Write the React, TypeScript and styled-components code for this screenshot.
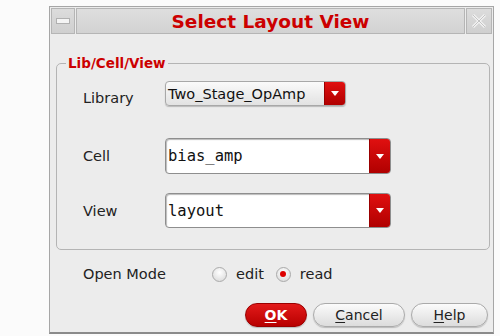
import React from 'react';
import styled, { createGlobalStyle } from 'styled-components';

const Global = createGlobalStyle`
  body {
    margin: 0;
    background: #fbfbfb;
    font-family: "DejaVu Sans", "Liberation Sans", sans-serif;
  }
`;

const Window = styled.div`
  margin: 6px 0 0 49px;
  width: 443px;
  height: 325px;
  border: 1px solid #a6a6a6;
  border-bottom: 2px solid #8a8a8a;
  background: #ececec;
  display: flex;
  flex-direction: column;
`;

const TitleBar = styled.div`
  display: flex;
  height: 26px;
  margin: 1px 1px 0 1px;
  gap: 1px;
`;

const TitleButton = styled.div<{ $w: number }>`
  width: ${p => p.$w}px;
  display: flex;
  align-items: center;
  justify-content: center;
  background: linear-gradient(#dcdcdc, #cfcfcf);
  border: 1px solid #b5b5b5;
  box-sizing: border-box;
`;

const TitleCaption = styled.div`
  flex: 1;
  display: flex;
  align-items: center;
  justify-content: center;
  background: linear-gradient(#dedede, #d2d2d2);
  border: 1px solid #b5b5b5;
  color: #cc0000;
  font-weight: bold;
  font-size: 18.5px;
`;

const Body = styled.div`
  flex: 1;
  display: flex;
  flex-direction: column;
  padding: 22px 3px 0 6px;
`;

const Group = styled.fieldset`
  margin: 0;
  height: 194px;
  box-sizing: border-box;
  border: 1px solid #b4b4b4;
  border-radius: 5px;
  padding: 0 0 0 26px;
  display: grid;
  grid-template-columns: 82px auto;
  align-items: center;
  align-content: start;
`;

const Legend = styled.legend`
  color: #cc0000;
  font-weight: bold;
  font-size: 13.5px;
  padding: 0 2px;
  margin-left: -17px;
  line-height: 14px;
`;

const Label = styled.div<{ $top: number }>`
  font-size: 14.5px;
  color: #222;
  margin-top: ${p => p.$top}px;
`;

const Combo = styled.div<{ $width: number; $height: number; $top: number; $field?: boolean }>`
  margin-top: ${p => p.$top}px;
  width: ${p => p.$width}px;
  height: ${p => p.$height}px;
  box-sizing: border-box;
  display: flex;
  border-radius: 4px;
  border: 1px solid ${p => (p.$field ? '#8e8e8e' : '#a8a8a8')};
  background: ${p => (p.$field ? '#fff' : 'linear-gradient(#fafafa, #e2e2e2)')};
  box-shadow: ${p => (p.$field ? 'inset 1px 1px 1px #bbb' : '0 1px 1px #bbb')};
  overflow: hidden;
`;

const ComboText = styled.div<{ $mono?: boolean }>`
  flex: 1;
  display: flex;
  align-items: center;
  padding-left: 2px;
  color: #111;
  font-size: ${p => (p.$mono ? '15.5px' : '14.5px')};
  font-family: ${p => (p.$mono ? '"DejaVu Sans Mono", monospace' : '"DejaVu Sans", sans-serif')};
`;

const Arrow = styled.div`
  width: 20px;
  display: flex;
  align-items: center;
  justify-content: center;
  background: linear-gradient(#e01010, #b00000);
  border-left: 1px solid #900;
`;

const Tri = () => (
  <svg width="8" height="5" viewBox="0 0 8 5">
    <path d="M0 0 H8 L4 5 Z" fill="#fff" />
  </svg>
);

const ModeRow = styled.div`
  display: flex;
  align-items: center;
  height: 22px;
  margin-top: 13px;
  padding-left: 27px;
  font-size: 14.5px;
  color: #222;
`;

const ModeLabel = styled.div`
  width: 129px;
`;

const RadioItem = styled.div`
  display: flex;
  align-items: center;
  gap: 9px;
  margin-right: 12px;
`;

const Radio = styled.div<{ $on?: boolean }>`
  width: 13px;
  height: 13px;
  border-radius: 50%;
  border: 1px solid #aaa;
  background: radial-gradient(circle at 50% 35%, #fff, #d6d6d6);
  display: flex;
  align-items: center;
  justify-content: center;
  &::after {
    content: '';
    width: 6px;
    height: 6px;
    border-radius: 50%;
    background: ${p => (p.$on ? '#dd0000' : 'transparent')};
  }
`;

const ButtonRow = styled.div`
  display: flex;
  justify-content: flex-end;
  gap: 6px;
  margin-top: 18px;
  padding-right: 2px;
`;

const Button = styled.div<{ $w: number; $primary?: boolean }>`
  width: ${p => p.$w}px;
  height: 24px;
  box-sizing: border-box;
  border-radius: 12px;
  display: flex;
  align-items: center;
  justify-content: center;
  font-size: 14px;
  border: 1px solid ${p => (p.$primary ? '#9a0000' : '#aaa')};
  background: ${p => (p.$primary ? 'linear-gradient(#e21a1a, #b80000)' : 'linear-gradient(#fbfbfb, #dcdcdc)')};
  color: ${p => (p.$primary ? '#fff' : '#222')};
  font-weight: ${p => (p.$primary ? 'bold' : 'normal')};
  box-shadow: 0 1px 1px #bbb;
  & u {
    text-underline-offset: 2px;
  }
`;

export default function App() {
  return (
    <>
      <Global />
      <Window>
        <TitleBar>
          <TitleButton $w={24}>
            <svg width="14" height="6" viewBox="0 0 14 6">
              <rect x="0.5" y="0.5" width="13" height="5" fill="#f4f4f4" stroke="#b0b0b0" />
            </svg>
          </TitleButton>
          <TitleCaption>Select Layout View</TitleCaption>
          <TitleButton $w={26}>
            <svg width="16" height="16" viewBox="0 0 16 16">
              <path d="M2 2 L14 14 M14 2 L2 14" stroke="#f2f2f2" strokeWidth="3" />
              <path d="M2 2 L14 14 M14 2 L2 14" stroke="#c4c4c4" strokeWidth="1" />
            </svg>
          </TitleButton>
        </TitleBar>
        <Body>
          <Group>
            <Legend>Lib/Cell/View</Legend>
            <Label $top={19}>Library</Label>
            <Combo $top={11} $width={181} $height={25}>
              <ComboText>Two_Stage_OpAmp</ComboText>
              <Arrow><Tri /></Arrow>
            </Combo>
            <Label $top={32}>Cell</Label>
            <Combo $top={32} $width={226} $height={36} $field>
              <ComboText $mono>bias_amp</ComboText>
              <Arrow><Tri /></Arrow>
            </Combo>
            <Label $top={19}>View</Label>
            <Combo $top={19} $width={226} $height={35} $field>
              <ComboText $mono>layout</ComboText>
              <Arrow><Tri /></Arrow>
            </Combo>
          </Group>
          <ModeRow>
            <ModeLabel>Open Mode</ModeLabel>
            <RadioItem>
              <Radio />
              <span>edit</span>
            </RadioItem>
            <RadioItem>
              <Radio $on />
              <span>read</span>
            </RadioItem>
          </ModeRow>
          <ButtonRow>
            <Button $w={62} $primary><u>O</u>K</Button>
            <Button $w={92}><u>C</u>ancel</Button>
            <Button $w={77}><u>H</u>elp</Button>
          </ButtonRow>
        </Body>
      </Window>
    </>
  );
}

────────────────

(SHORT EXERCISE): Quote every line word for word and keep the images out of the copy.

(RESPONSE TO THE EXERCISE):
Write the React, TypeScript and styled-components code for this screenshot.
import React from 'react';
import styled, { createGlobalStyle } from 'styled-components';

const Global = createGlobalStyle`
  body {
    margin: 0;
    background: #fbfbfb;
    font-family: "DejaVu Sans", "Liberation Sans", sans-serif;
  }
`;

const Window = styled.div`
  margin: 6px 0 0 49px;
  width: 443px;
  height: 325px;
  border: 1px solid #a6a6a6;
  border-bottom: 2px solid #8a8a8a;
  background: #ececec;
  display: flex;
  flex-direction: column;
`;

const TitleBar = styled.div`
  display: flex;
  height: 26px;
  margin: 1px 1px 0 1px;
  gap: 1px;
`;

const TitleButton = styled.div<{ $w: number }>`
  width: ${p => p.$w}px;
  display: flex;
  align-items: center;
  justify-content: center;
  background: linear-gradient(#dcdcdc, #cfcfcf);
  border: 1px solid #b5b5b5;
  box-sizing: border-box;
`;

const TitleCaption = styled.div`
  flex: 1;
  display: flex;
  align-items: center;
  justify-content: center;
  background: linear-gradient(#dedede, #d2d2d2);
  border: 1px solid #b5b5b5;
  color: #cc0000;
  font-weight: bold;
  font-size: 18.5px;
`;

const Body = styled.div`
  flex: 1;
  display: flex;
  flex-direction: column;
  padding: 22px 3px 0 6px;
`;

const Group = styled.fieldset`
  margin: 0;
  height: 194px;
  box-sizing: border-box;
  border: 1px solid #b4b4b4;
  border-radius: 5px;
  padding: 0 0 0 26px;
  display: grid;
  grid-template-columns: 82px auto;
  align-items: center;
  align-content: start;
`;

const Legend = styled.legend`
  color: #cc0000;
  font-weight: bold;
  font-size: 13.5px;
  padding: 0 2px;
  margin-left: -17px;
  line-height: 14px;
`;

const Label = styled.div<{ $top: number }>`
  font-size: 14.5px;
  color: #222;
  margin-top: ${p => p.$top}px;
`;

const Combo = styled.div<{ $width: number; $height: number; $top: number; $field?: boolean }>`
  margin-top: ${p => p.$top}px;
  width: ${p => p.$width}px;
  height: ${p => p.$height}px;
  box-sizing: border-box;
  display: flex;
  border-radius: 4px;
  border: 1px solid ${p => (p.$field ? '#8e8e8e' : '#a8a8a8')};
  background: ${p => (p.$field ? '#fff' : 'linear-gradient(#fafafa, #e2e2e2)')};
  box-shadow: ${p => (p.$field ? 'inset 1px 1px 1px #bbb' : '0 1px 1px #bbb')};
  overflow: hidden;
`;

const ComboText = styled.div<{ $mono?: boolean }>`
  flex: 1;
  display: flex;
  align-items: center;
  padding-left: 2px;
  color: #111;
  font-size: ${p => (p.$mono ? '15.5px' : '14.5px')};
  font-family: ${p => (p.$mono ? '"DejaVu Sans Mono", monospace' : '"DejaVu Sans", sans-serif')};
`;

const Arrow = styled.div`
  width: 20px;
  display: flex;
  align-items: center;
  justify-content: center;
  background: linear-gradient(#e01010, #b00000);
  border-left: 1px solid #900;
`;

const Tri = () => (
  <svg width="8" height="5" viewBox="0 0 8 5">
    <path d="M0 0 H8 L4 5 Z" fill="#fff" />
  </svg>
);

const ModeRow = styled.div`
  display: flex;
  align-items: center;
  height: 22px;
  margin-top: 13px;
  padding-left: 27px;
  font-size: 14.5px;
  color: #222;
`;

const ModeLabel = styled.div`
  width: 129px;
`;

const RadioItem = styled.div`
  display: flex;
  align-items: center;
  gap: 9px;
  margin-right: 12px;
`;

const Radio = styled.div<{ $on?: boolean }>`
  width: 13px;
  height: 13px;
  border-radius: 50%;
  border: 1px solid #aaa;
  background: radial-gradient(circle at 50% 35%, #fff, #d6d6d6);
  display: flex;
  align-items: center;
  justify-content: center;
  &::after {
    content: '';
    width: 6px;
    height: 6px;
    border-radius: 50%;
    background: ${p => (p.$on ? '#dd0000' : 'transparent')};
  }
`;

const ButtonRow = styled.div`
  display: flex;
  justify-content: flex-end;
  gap: 6px;
  margin-top: 18px;
  padding-right: 2px;
`;

const Button = styled.div<{ $w: number; $primary?: boolean }>`
  width: ${p => p.$w}px;
  height: 24px;
  box-sizing: border-box;
  border-radius: 12px;
  display: flex;
  align-items: center;
  justify-content: center;
  font-size: 14px;
  border: 1px solid ${p => (p.$primary ? '#9a0000' : '#aaa')};
  background: ${p => (p.$primary ? 'linear-gradient(#e21a1a, #b80000)' : 'linear-gradient(#fbfbfb, #dcdcdc)')};
  color: ${p => (p.$primary ? '#fff' : '#222')};
  font-weight: ${p => (p.$primary ? 'bold' : 'normal')};
  box-shadow: 0 1px 1px #bbb;
  & u {
    text-underline-offset: 2px;
  }
`;

export default function App() {
  return (
    <>
      <Global />
      <Window>
        <TitleBar>
          <TitleButton $w={24}>
            <svg width="14" height="6" viewBox="0 0 14 6">
              <rect x="0.5" y="0.5" width="13" height="5" fill="#f4f4f4" stroke="#b0b0b0" />
            </svg>
          </TitleButton>
          <TitleCaption>Select Layout View</TitleCaption>
          <TitleButton $w={26}>
            <svg width="16" height="16" viewBox="0 0 16 16">
              <path d="M2 2 L14 14 M14 2 L2 14" stroke="#f2f2f2" strokeWidth="3" />
              <path d="M2 2 L14 14 M14 2 L2 14" stroke="#c4c4c4" strokeWidth="1" />
            </svg>
          </TitleButton>
        </TitleBar>
        <Body>
          <Group>
            <Legend>Lib/Cell/View</Legend>
            <Label $top={19}>Library</Label>
            <Combo $top={11} $width={181} $height={25}>
              <ComboText>Two_Stage_OpAmp</ComboText>
              <Arrow><Tri /></Arrow>
            </Combo>
            <Label $top={32}>Cell</Label>
            <Combo $top={32} $width={226} $height={36} $field>
              <ComboText $mono>bias_amp</ComboText>
              <Arrow><Tri /></Arrow>
            </Combo>
            <Label $top={19}>View</Label>
            <Combo $top={19} $width={226} $height={35} $field>
              <ComboText $mono>layout</ComboText>
              <Arrow><Tri /></Arrow>
            </Combo>
          </Group>
          <ModeRow>
            <ModeLabel>Open Mode</ModeLabel>
            <RadioItem>
              <Radio />
              <span>edit</span>
            </RadioItem>
            <RadioItem>
              <Radio $on />
              <span>read</span>
            </RadioItem>
          </ModeRow>
          <ButtonRow>
            <Button $w={62} $primary><u>O</u>K</Button>
            <Button $w={92}><u>C</u>ancel</Button>
            <Button $w={77}><u>H</u>elp</Button>
          </ButtonRow>
        </Body>
      </Window>
    </>
  );
}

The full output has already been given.